My methodology was to start with the Starship PUG number of 21 t to GTO, figure a 3 t dry mass tug (which is probably a bit heavy, but not by much), and then figure out how much payload you can get to 1800 m/s with Isp=300 and still have the launch mass just under 21 t. That came out to 8.4 t for an expendable tug, and 5.8 t for a reusable tug that returns to GTO for retrieval.This is in no way an argument that an FHE (or FH2R, for that matter) is in general a better platform for direct GEO missions. However, if you need more than 8.4 t to GEO and if you're not willing to incur refueling risk, FH is probably your platform of choice over Starship. I can think of exactly one customer that would have those requirements, but it's a pretty important one.
Update: I didn't try a 100 t MMH/NTO tug from LEO. Assuming a 5 t dry mass (more tankage!), I get 20.2 t for an expendable tug, but only 1.7 t for a retrievable one.If you go with methalox inside the fairing, you could do better on both the LEO and GTO variants. But cyrogenics inside a fairing requires some interesting venting if you don't want things to get kinda explode-y. You need a genuine third stage (per my definition above) unless you bite off the venting problem, and the architecture doesn't really support that--at least not with a reusable Starship.Update to the Update: 5 t dry mass is probably too low. If you're sticking with Dracos or even SuperDracos, your helium tanks are gonna be big, and you likely need more mass than that to deal with the MMH and NTO tanks. At 9 t dry mass, you get 14.2 t to GEO expendably, and reusable is impossible.
Interesting. So it sounds like the break-even point is definitely somewhere in between LEO and GTO (at least for a hypergolic tug).Probably the best sort of tug for staging from LEO would be something like Vigoride's water/plasma-based (or something like that, I'm not familiar with the details) electric propulsion tugs. They can apparently scale up quite well (much better than traditional xenon/krypton ion propulsion) and, IIRC, have better thrust (at the expense of some Isp, which isn't terribly bad since it's still quite high). Venting wouldn't be an issue since the propellant is simple water. It still wouldn't be an especially fast ride to GEO, however.I do wonder if the hydrolox venting problem is really as hard as it seems. Shouldn't it just be a matter of having a detachable/re-attachable umbilical within the fairing, connecting the tug's vent output to a vent on the leeward fairing clamshell? That shouldn't compromise reusability at all. Enabling the umbilical to re-connect autonomously in space when the tug re-docks with Starship would be the key challenge, but it seems like something that can be solved with some relatively simple robotics. As one of SpaceX's Starship engineers put it during a recent talk, "mass covers a multitude of sins" and Starship has so much mass-to-orbit to spare that a nice (and completely reusable, so per-unit costs aren't a big deal) robotic arm would likely barely make a dent in the end-to-end payload (since it'd only be going to LEO and not staying with the tug).

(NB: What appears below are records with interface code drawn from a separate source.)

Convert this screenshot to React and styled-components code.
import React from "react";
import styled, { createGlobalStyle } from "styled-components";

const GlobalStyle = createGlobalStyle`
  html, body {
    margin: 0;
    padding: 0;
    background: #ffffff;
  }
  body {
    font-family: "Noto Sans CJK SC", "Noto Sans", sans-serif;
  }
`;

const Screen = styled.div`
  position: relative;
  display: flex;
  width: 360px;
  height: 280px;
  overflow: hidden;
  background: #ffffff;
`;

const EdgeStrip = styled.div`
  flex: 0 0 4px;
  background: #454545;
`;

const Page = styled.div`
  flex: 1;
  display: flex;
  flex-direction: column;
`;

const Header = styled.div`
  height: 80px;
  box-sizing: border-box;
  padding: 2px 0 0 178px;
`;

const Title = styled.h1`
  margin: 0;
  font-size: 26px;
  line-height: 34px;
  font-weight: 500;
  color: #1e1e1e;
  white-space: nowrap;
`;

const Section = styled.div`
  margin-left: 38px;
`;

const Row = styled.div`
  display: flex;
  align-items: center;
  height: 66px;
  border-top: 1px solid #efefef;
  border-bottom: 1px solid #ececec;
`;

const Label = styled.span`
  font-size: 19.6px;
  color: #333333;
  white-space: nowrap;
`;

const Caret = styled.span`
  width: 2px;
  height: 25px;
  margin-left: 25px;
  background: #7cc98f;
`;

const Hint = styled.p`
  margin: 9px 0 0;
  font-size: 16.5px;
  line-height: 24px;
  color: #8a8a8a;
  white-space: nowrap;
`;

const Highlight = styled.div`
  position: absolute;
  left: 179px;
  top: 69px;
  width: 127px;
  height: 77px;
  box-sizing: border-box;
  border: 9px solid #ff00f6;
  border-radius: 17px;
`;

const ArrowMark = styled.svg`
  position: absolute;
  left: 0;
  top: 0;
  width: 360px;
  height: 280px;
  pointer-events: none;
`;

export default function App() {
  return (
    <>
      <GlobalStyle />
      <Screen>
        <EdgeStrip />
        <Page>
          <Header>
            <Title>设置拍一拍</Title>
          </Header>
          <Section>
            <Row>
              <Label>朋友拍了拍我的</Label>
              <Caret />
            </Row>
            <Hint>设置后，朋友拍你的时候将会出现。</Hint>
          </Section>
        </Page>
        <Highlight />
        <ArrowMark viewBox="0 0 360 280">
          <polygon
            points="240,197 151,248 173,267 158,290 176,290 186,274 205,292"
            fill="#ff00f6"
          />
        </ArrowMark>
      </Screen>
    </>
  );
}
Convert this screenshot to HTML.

I was just wondering from the various discussions on here if there was an answer as to how Falcon Heavy would get the Dragon XL to the Gateway?
As in fully expendable, center core expended with side boosters recovered, etc...my bet would be the second option with the side boosters potentially doing a sea landing on the drone ships.
I was just wondering from the various discussions on here if there was an answer as to how Falcon Heavy would get the Dragon XL to the Gateway? As in fully expendable, center core expended with side boosters recovered, etc...my bet would be the second option with the side boosters potentially doing a sea landing on the drone ships. I know there is lots of talk about the Starship but I'm just wanting Falcon Heavy to be used as much as possible until more powerful rockets come online and are flight proven over time.